The advantage of a QSL manager is a DX station might travel often, move frequently, or activate many different entities. The QSL manager serves as a consistent point of contact for QSLs. It eliminates the likelihood of your QSL getting missed if the station worked you last month had to move unexpectedly as part of their job. It’s usually quicker too because if the DX station is in another part of the world and their QSL manager is in the states, you’ll get your reply much quicker than waiting for international postal systems. This avoids corrupt postal systems too.
QRZ has a searchable database of QSL managers for DX stations. Put the DX call in the search and it will list their manager.
The other station may not want to deal with cards, postage, the bureau, computers, or corrupt entities… many reasons apply here. A station MAY NOT confirm your contact at all. Cards received at a bureau will be discarded.
Make your preferences known
If YOU want your QSLs handled a specific way or not at all, you need to make it abundantly clear on your QRZ profile and other usual places. Since it is personal preference, you may choose to refuse QSL Bureau cards, LoTW, and only will handle paper cards with or without return postage. Some only use LoTW so QSLing doesn’t cost them anything. Make a note stating something like ‘procedures not followed will not receive a return QSL,’ or ‘bureau cards will not be returned,’ ‘LOTW only,’ ‘NO QSL,’ etc.
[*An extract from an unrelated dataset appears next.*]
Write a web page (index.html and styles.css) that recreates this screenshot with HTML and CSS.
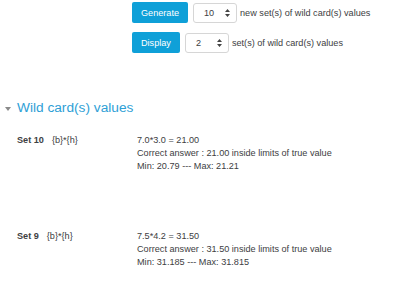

Some stations you’ve contacted will not follow the preferences as outlined. They wanted to be friendly and send you a card even though you won’t reciprocate. It’s up to you to decide if you want to return their QSL.
Know that some stations simply cannot receive QSLs via certain methods. I’ve seen it posted on their QRZ page where a DX station lives in a country where the postal system is corrupt and will take anything of value (cash). Just because you want to use a certain method of QSLing doesn’t mean the other station will ever see your request due to corrupt governments, infrastructure, or geopolitical events. They’re doing you a favor by informing you so choose another method to send a QSL request or don’t send one at all.